As the frequency and intensity of climate events escalate, the vulnerabilities of outdated port infrastructure, designed for a less volatile climate, become even more pronounced. Ports must now grapple with challenges to service reliability while maintaining their role as vital economic engines. Addressing these threats requires a multifaceted approach, blending immediate operational adjustments with long-term investments in resilient and adaptive infrastructure. Without proactive measures, ports risk becoming bottlenecks in global trade, jeopardizing their central role in connecting economies and supporting livelihoods.
The SAFARI project is tackling this pressing issue head-on. Funded by the European Union, SAFARI is a groundbreaking initiative focused on making ports more resilient to extreme weather events. By working with pilot ports in Seville (Spain), Dunkirk (France) and Lisbon (Portugal), and two replication ports in Tripoli (Lebanon) and Livorno (Italy), the project combines cutting-edge innovations and digital solutions tailored to the unique challenges of each location.

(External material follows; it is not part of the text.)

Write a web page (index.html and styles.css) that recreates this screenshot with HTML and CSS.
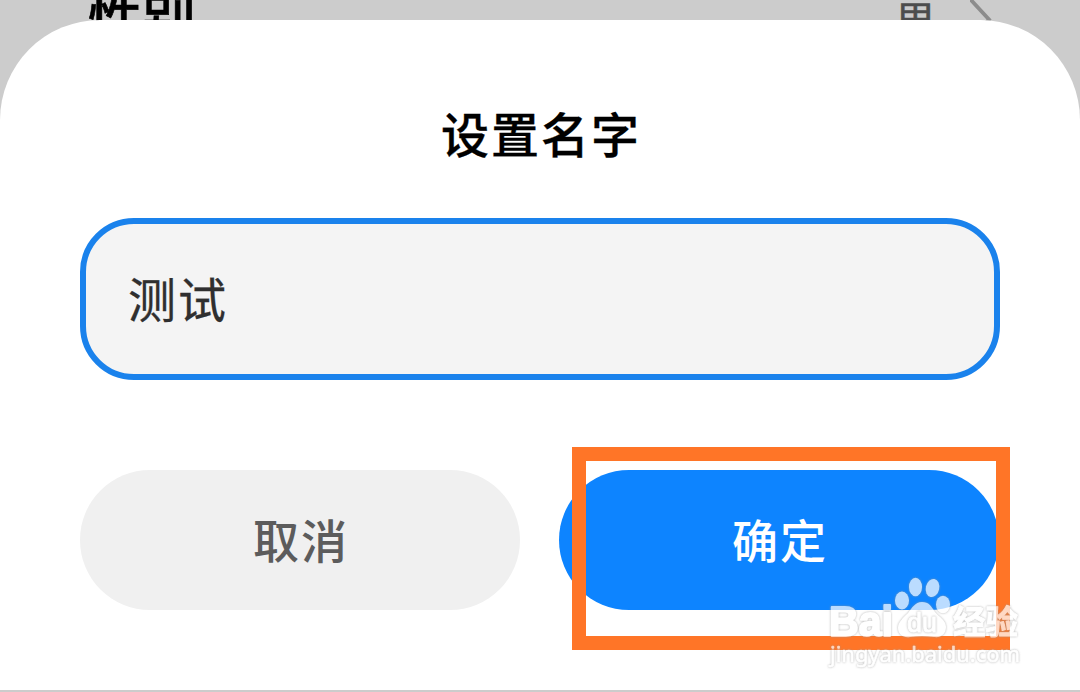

SAFARI is helping ports adapt in several ways. Nature-based solutions are being explored to protect ports from storm surges and protect ports ecosystem and biodiversity. Infrastructure upgrades are being designed to withstand rising sea levels and more intense weather, ensuring ports remain operational during and after extreme events. Operational resilience is also a priority. Advanced modeling systems are being developed to predict the impact of storms, floods, drought and heatwaves on port operations, enabling better preparedness. Digital twins are built to model port infrastructures and operations to numerically test solutions against a wide range of hypothetical weather scenarios. Through the creation of an innovative digital platform fed with data from the project and equipped with emergency modules, SAFARI is improving early warning systems and response plans to help ports recover quickly from disruptions and minimize downtime. By training port operators and fostering collaboration among stakeholders, the project is creating a framework for sustained resilience across Europe’s maritime network, aiming at maintaining 80% operational capacity during extreme weather events.
Ports are more than logistical nodes, they are critical enablers of a sustainable future. As Europe transitions to carbon neutrality, ports will play a key role in transporting renewable energy technologies, such as wind turbines, solar panels, and biofuels. Many ports are already adopting cleaner technologies, like electric cranes and hydrogen-powered equipment, to reduce their carbon footprints.
By addressing today’s climate risks, Europe’s ports can position themselves as drivers of resilience and sustainability. With projects like SAFARI leading the way, ports can secure their vital role in global trade while championing the green transition. Far from being passive victims of climate change, Europe’s ports can become architects of a more sustainable and resilient future.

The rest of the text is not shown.